Could you have located Haiti on a map two weeks ago? No, neither could I. I knew where it was vaguely, but had no knowledge of it other than it being one of those desperately poor nations of which our world has an abundance: one of those places that comes to mind occasionally when I say or sing that familiar repeated line in the Jewish liturgy: Oseh shalom bimromav, hu ya’aseh shalom... – ‘May the One who makes peace/wholeness on high bring this peace/wholeness to us, to all of the community of Israel...’ – Then we sometimes add - in a spirit of all-embracing tolerance, optimism and naive hopefulness that allows us to feel good about ourselves as having a universalist dimension to our faith rather than a narrow ethnic particularism – ‘and to the whole world.’

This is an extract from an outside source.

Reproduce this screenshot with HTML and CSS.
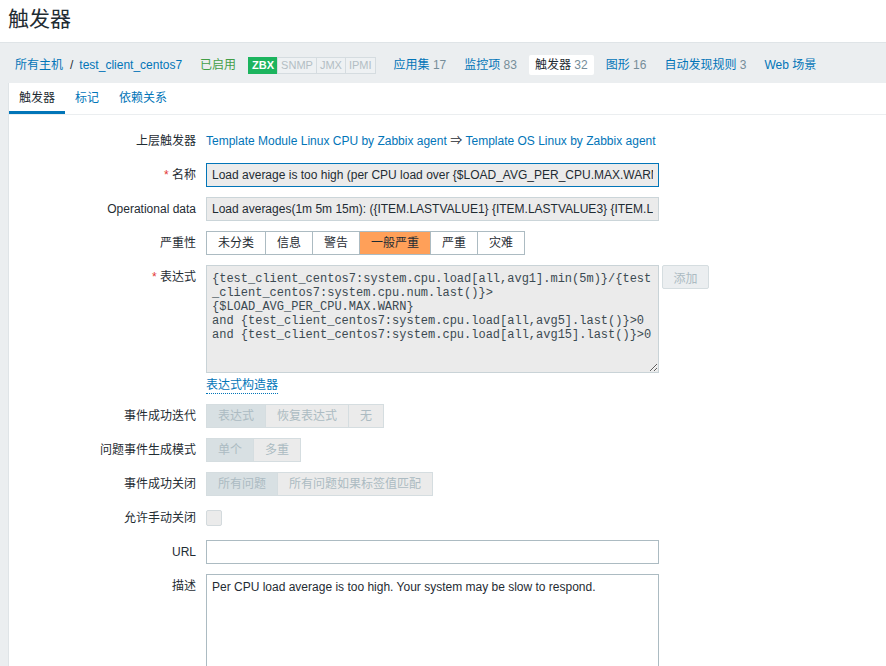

Well there is no peace in Haiti. No wholeness. And no prayers of ours that can help (can they ever?). Of course the notion that these kind of natural events – like earthquakes and tsunamis - are so-called ‘acts of God’ is an absurd left-over from a pre-modern form of fear-based religious thinking. That ‘God’ is some kind of capricious external entity whose ‘hand’ intervenes wilfully in our history and in our natural world – like a child who builds a palace of toy bricks then sweeps them away with a tearful swipe of its angry hand – this image of ‘God’ is the one that Richard Dawkins so relentlessly and humourlessly dismisses. And in that respect I am with Dawkins – though I find that a sprinkling of humour as one demolishes the worn-out pieties of old usually does no harm. You can be an assassin with a smile on your face.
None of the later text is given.